We’ll get to that giant purple spike in a bit, for now let’s start on the left. EGT 6 is high right out of the gate, stays high through the runup mag check, is lowest when FF drops into the 9 GPH range, and is high again after the tests. CHT 6 changes rank and direction of movement along with EGT 6, and that’s a characteristic of a clogged injector. Also notice that as the CHTs change cylinder 6 is always behind the pack. Slower to heat and slower to cool.

If we zoom in on the GAMI sweeps, we can see that 6 is first to peak when FF leans, and last to peak when FF richens again. Also a characteristic of an injector clog.

Back to the big picture, what else is going on? CHTs 1 and 2 are high right out of the gate and stay high through all the FF and ignition changes – 2 more than 1. EGT 2 is right in the pack so that points more to cooling than to combustion. So far so good. Now let’s zoom in on the mag check.

EGT 4 drops to zero – precisely zero. This is a Garmin G-1000 with a 1 sec sample rate, so this is a short event. It’s doubtful you’d even see it in flight between scanning for traffic or the other duties that keep us busy as pilots. Is it a real event? Did the cylinder stop firing on this mag long enough to clear the exhaust riser of residual gas and give us an accurate measurement of precisely zero? For one second? Doubtful. Maybe even impossible, but we’ll go with doubtful.

Loose connections come in all sorts of flavors, but there’s usually a randomness about them that gives it away. This scenario – an hour of normal logging with one sample of zero – doesn’t act like a loose connection.
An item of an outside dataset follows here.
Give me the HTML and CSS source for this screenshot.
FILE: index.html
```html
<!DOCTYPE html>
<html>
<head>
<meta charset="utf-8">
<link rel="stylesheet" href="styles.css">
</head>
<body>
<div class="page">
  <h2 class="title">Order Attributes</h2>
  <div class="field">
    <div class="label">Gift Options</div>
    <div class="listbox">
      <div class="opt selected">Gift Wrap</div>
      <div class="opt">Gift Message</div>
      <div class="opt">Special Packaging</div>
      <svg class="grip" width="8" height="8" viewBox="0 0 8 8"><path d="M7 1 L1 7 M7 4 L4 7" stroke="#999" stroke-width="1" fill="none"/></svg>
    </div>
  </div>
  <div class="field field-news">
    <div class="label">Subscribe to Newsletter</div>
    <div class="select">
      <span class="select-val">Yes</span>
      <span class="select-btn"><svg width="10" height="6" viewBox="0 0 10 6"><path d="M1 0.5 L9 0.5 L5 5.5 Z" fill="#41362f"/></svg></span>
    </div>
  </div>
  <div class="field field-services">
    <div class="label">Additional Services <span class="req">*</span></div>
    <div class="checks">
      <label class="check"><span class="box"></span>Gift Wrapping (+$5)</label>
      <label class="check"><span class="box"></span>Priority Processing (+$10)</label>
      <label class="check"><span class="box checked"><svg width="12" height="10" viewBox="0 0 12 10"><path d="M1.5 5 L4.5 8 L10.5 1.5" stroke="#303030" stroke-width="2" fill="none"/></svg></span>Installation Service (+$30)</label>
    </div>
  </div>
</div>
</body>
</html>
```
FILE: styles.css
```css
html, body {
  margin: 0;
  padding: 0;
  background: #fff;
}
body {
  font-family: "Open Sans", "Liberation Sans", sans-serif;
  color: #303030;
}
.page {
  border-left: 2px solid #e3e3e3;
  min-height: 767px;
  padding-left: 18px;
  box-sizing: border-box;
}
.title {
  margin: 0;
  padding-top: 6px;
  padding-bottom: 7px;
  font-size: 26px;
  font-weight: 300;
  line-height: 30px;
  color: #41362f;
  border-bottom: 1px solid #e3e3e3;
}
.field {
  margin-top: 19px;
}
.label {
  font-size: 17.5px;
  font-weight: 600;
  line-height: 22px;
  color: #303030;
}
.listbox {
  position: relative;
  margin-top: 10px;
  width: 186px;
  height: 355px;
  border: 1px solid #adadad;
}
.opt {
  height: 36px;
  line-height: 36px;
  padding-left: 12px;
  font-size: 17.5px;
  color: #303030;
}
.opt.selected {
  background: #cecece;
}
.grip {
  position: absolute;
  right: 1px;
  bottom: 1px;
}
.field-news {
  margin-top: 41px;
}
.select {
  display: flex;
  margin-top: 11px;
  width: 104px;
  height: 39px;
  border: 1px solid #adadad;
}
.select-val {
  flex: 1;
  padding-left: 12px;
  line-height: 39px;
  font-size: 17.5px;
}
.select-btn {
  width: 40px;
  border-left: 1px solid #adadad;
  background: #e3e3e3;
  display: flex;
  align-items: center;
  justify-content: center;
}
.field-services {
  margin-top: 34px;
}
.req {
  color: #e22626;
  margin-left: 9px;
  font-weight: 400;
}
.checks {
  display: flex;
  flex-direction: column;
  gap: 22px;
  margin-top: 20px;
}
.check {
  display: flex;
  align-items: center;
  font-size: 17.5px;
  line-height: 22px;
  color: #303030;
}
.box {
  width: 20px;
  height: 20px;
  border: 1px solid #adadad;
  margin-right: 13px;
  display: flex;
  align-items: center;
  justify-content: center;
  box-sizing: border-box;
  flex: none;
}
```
So while the LOP mag check is designed to identify marginal spark plugs and ignition issues, here it seemed to spotlight a marginal probe.

If it had been a plug, which plug would it have been? Which mag is which? The test profile asks for BOTH-LEFT-BOTH-RIGHT-BOTH, but analysts shouldn’t assume that’s always how it happens. On this Continental, the L mag should fire the bottom plugs of the odds, so we should see higher odds followed by lower odds. It will be easier to see if we hide the big purple spike.

Camel Humps

The first of the camel humps is higher odds, the second hump is lower odds. So if the R mag is second, the purple spike would be the bottom plug of cylinder 4. Notice also that EGT 6 is erratic on both mags – again confirming our injector theory – and doesn’t rise from one mag to the other. Odds fall from L to R, and 2 rises from L to R. 6 and 4 are each in their parallel universe.
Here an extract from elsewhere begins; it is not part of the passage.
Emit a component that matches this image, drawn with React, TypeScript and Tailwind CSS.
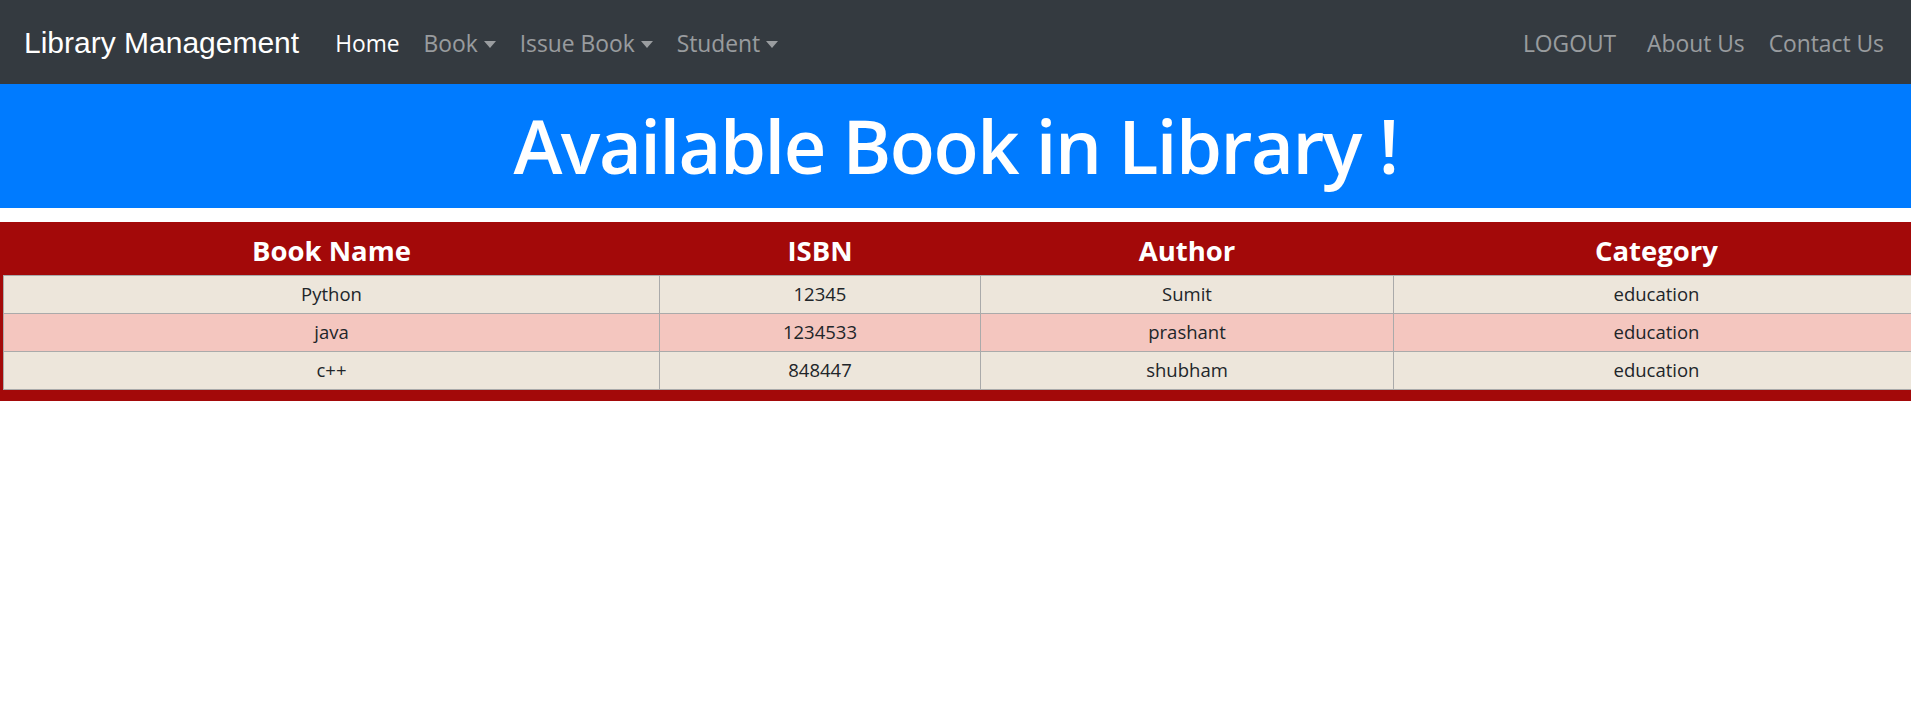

So on this test profile, we have recommendations for cleaning injector 6, checking the cooling around cylinder 2, and, despite the giant spike that grabbed our attention at the outset, no recommendation for cylinder 4, other than its EGT being another candidate for PROB-ation.

Rock, Scissors, Paper

Let’s finish with one that’s really not even fair, but it’s too good not to show you. This is a Cessna 182 with a Lycoming IO-540-AB. Pilot aborted the takeoff when the engine surged after power was applied. Here’s the flight data.

At first glance it’s tempting to say that all’s well except for whatever’s going on with cylinder 5. Here’s the flight data with the cyan trace as FF.
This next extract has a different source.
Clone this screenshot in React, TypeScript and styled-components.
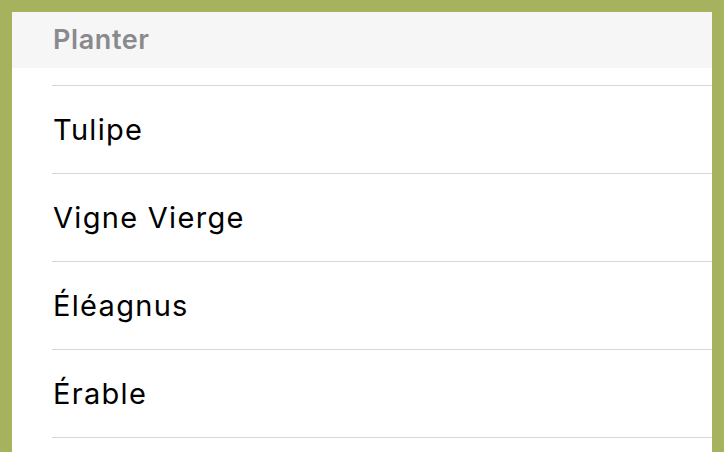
import { createGlobalStyle } from 'styled-components';
import styled from 'styled-components';

const GlobalStyle = createGlobalStyle`
  html, body {
    margin: 0;
    padding: 0;
    background: #a6b25e;
    height: 100%;
    overflow: hidden;
  }
  body {
    font-family: Inter, "Noto Sans", "Liberation Sans", sans-serif;
  }
`

const Frame = styled.div`
  padding: 12px 12px 0 12px;
  height: 452px;
  box-sizing: border-box;
`

const Panel = styled.div`
  background: #ffffff;
  height: 100%;
  display: flex;
  flex-direction: column;
`

const SectionHeader = styled.div`
  height: 56px;
  background: #f6f6f6;
  display: flex;
  align-items: center;
  padding-left: 41px;
  padding-bottom: 2px;
  box-sizing: border-box;
  font-size: 27px;
  font-weight: 600;
  color: #8a8a8e;
  letter-spacing: 0.6px;
`

const List = styled.div`
  margin-top: 17px;
  margin-left: 40px;
  border-top: 1px solid #d6d6d6;
`

const Row = styled.div`
  height: 87px;
  border-bottom: 1px solid #d6d6d6;
  display: flex;
  align-items: center;
  padding-left: 1px;
  font-size: 29px;
  letter-spacing: 1.3px;
  color: #000000;
`

const plants = ['Tulipe', 'Vigne Vierge', 'Éléagnus', 'Érable'];

const App = () => {
  return (
    <Frame>
      <GlobalStyle />
      <Panel>
        <SectionHeader>Planter</SectionHeader>
        <List>
          {plants.map((name) => (
            <Row key={name}>{name}</Row>
          ))}
        </List>
      </Panel>
    </Frame>
  )
}

export default App;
Now it’s a different story. Now 5 just looks like it’s reacting to the haphazard fuel flow it’s receiving. When the shop saw the FF data, they decided to examine the fuel servo. They removed the air intake for the servo, and found the fuel-soaked wrapper of an air filter wedged inside.

I warned you it wasn’t fair. Apparently this paper had been there for a while, and picked that particular takeoff roll to get between the gas tank and the spark plugs. The erratic FF data was the clue, and it saved the pilot the cost of a fuel servo overhaul, and probably saved more than that if this had happened just a few moments later.